Since, the question of jurisdiction has been vehemently objected to by the defendant, I am of the view the appropriate recourse by the Court below would have been to allow the parties to adduce evidence in support of their respective contentions for decision on the question of jurisdiction and then upon analysis of the evidence, the Court below should have come to the conclusion as to the jurisdiction of the Court. Since such a recourse was not adopted by the learned Trial Judge, I am of the view that the matter should be remanded back to the learned Trial Judge for decision whether the Court has jurisdiction to deal with the matter. In such a situation, I am of the view that it will not be wise to discuss the decisions referred to by Mr. Sarkar in support of his contention. The entire matter should be left to the learned Trial Judge to decide afresh.

The contention of Mr. Sarkar is also that initially, when the defendant filed the written statement, no question of jurisdiction was raised and as such, when the present defendant / opposite party had been substituted, subsequently, it cannot raise a plea contrary to the stand taken by the earlier defendant.

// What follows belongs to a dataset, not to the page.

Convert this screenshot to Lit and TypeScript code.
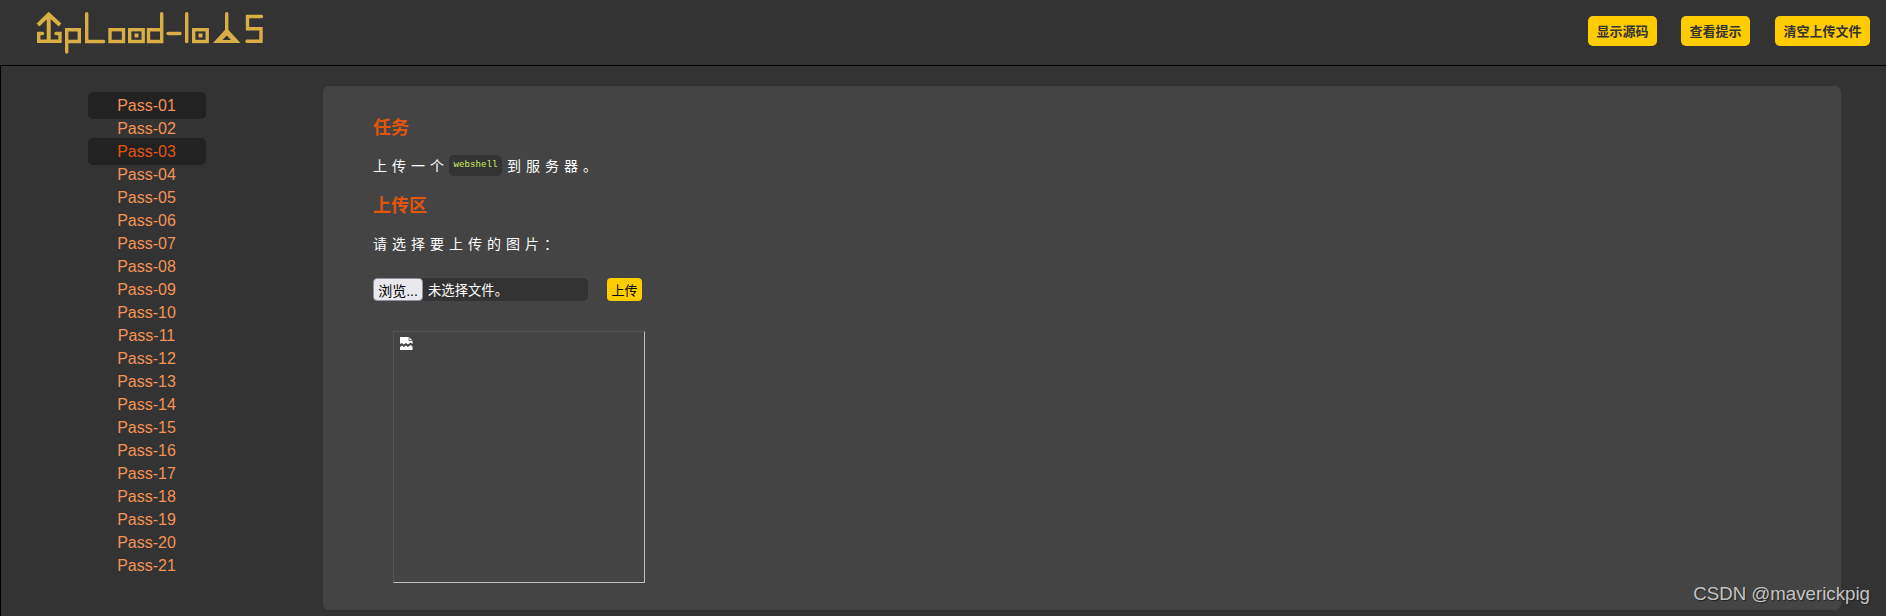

He has also submitted that the position of the present defendant is that it had stepped into the shoes of its predecessor. So, it cannot take a contrary stand.

In support of his contention, Mr. Sarkar has referred to the decision of Surendra Narain Sarbadhikari and ors. v. Bholanath Roy Chaudhuri reported in 47 CWN 899 and thus, he has submitted that the question of jurisdiction as raised by the present defendant in its additional written statement, cannot be accepted.

With due respect to Mr. Sarkar, I am of the view that the said decision will not be applicable in the instant case because that was related to a matter of adoption and the question was when the original defendant claimed to be governed by the Mitakshara School of Hindu Law in the written statement and the substituted party claimed to be governed under the Dayabhaga School of Hindu Law in the written statement filed by him. In that context, it was held that the substituted party could plead against the pleadings of the original party through whom he was substituted. In the instant case, when the present defendant had been formed by the amendment of the law of the land, it had been added as party and it is not, in fact, a case of substitution. Accordingly, the present defendant was allowed to file the additional written statement. So, it can raise appropriate defence stand according to the situation.

Moreover, in the earlier written statement filed by the W.B.S.E.B. it did not state anywhere that the Letter of Intent was not received at Siliguri, but received at Raigunj or elsewhere. So, it cannot be stated that the present defendant had deviated from the stand taken by the W.B.S.E.B. Therefore, there is no question of contradiction in the written statements filed by the W.B.S.E.B. and the W.B.S.E.D.C.L. Therefore, I am of the view that the present defendant can well maintain its defence stand and the question of jurisdiction can well be raised by the present defendant.

When the matter was initially disposed of ex parte by the Court below, a revision was preferred and this Hon’ble Court in C.O. No.3770 of 2006 had observed that the learned Court below should consider the question of jurisdiction first and then upon consideration on this situation, if the Court thought that it had jurisdiction to entertain the said application under Section 17 of the 1940 Act, he should proceed with the matter in accordance with law and dispose of the same within two months from the date of communication of the order. Since the learned Trial Judge has simply jumped to the conclusion that the cause of action arose at Raigunj and as such, the Court has jurisdiction to entertain the matter, the findings of the lower Court, in my view, cannot be supported.

Mr. Sarkar has referred to the decisions reported in AIR 1962 SC 666, AIR 2007 SC 327, AIR 1968 Madras 335, (1996) 5 SCC 400, AIR 1963 Madhya Pradesh 20, AIR 1967 SC 1233, AIR 1953 SC 313, AIR 1975 Gauhati 17 and AIR 1953 Calcutta 646 on the point of notice under Section 14(2) of the 1940 Act.

Mr. Mitra has also contended much on this point. He has contended that the service of notice is essential and the defendant / opposite party is entitled to file an objection within 30 days from the date of service of notice. So, the service of notice under Section 14(2) is a vital issue to be determined in the matter.

Since I am determined to remand the matter, I think it will not be prudent to discuss such issue. If the Court below determines that it has jurisdiction to proceed with the matter, then it would consider whether the notice under Section 14(2) of the Act has been served upon the defendant.

In that view of the matter, I am of the opinion that the impugned judgment and order cannot be supported. The learned Court below has failed to proceed with the matter as per direction given in C.O. No.3770 of 2006. So, I have no other alternative but to remand the matter for decision afresh on the question of jurisdiction. The impugned order, therefore, cannot be sustained.

The application is allowed.

The impugned judgment and order is hereby set aside. The learned Court below is directed to frame an issue on the question of jurisdiction of the Court to deal with the matter first and he shall dispose of the said issue within a period of two months from the date of communication of this order. If it finds that it has jurisdiction to proceed with the matter, it shall dispose of the application under Section 17 of the 1940 Act in accordance with law.

It is also recorded that I have not decided anything as to service of notice under Section 14(2) of the 1940 Act upon the petitioner. This matter is also left with the Court below having jurisdiction for decision in accordance with law.

Considering the circumstances, there will be no order as to costs.

Urgent xerox certified copy of this order, if applied for, be supplied to the learned Advocates for the parties on their usual undertaking.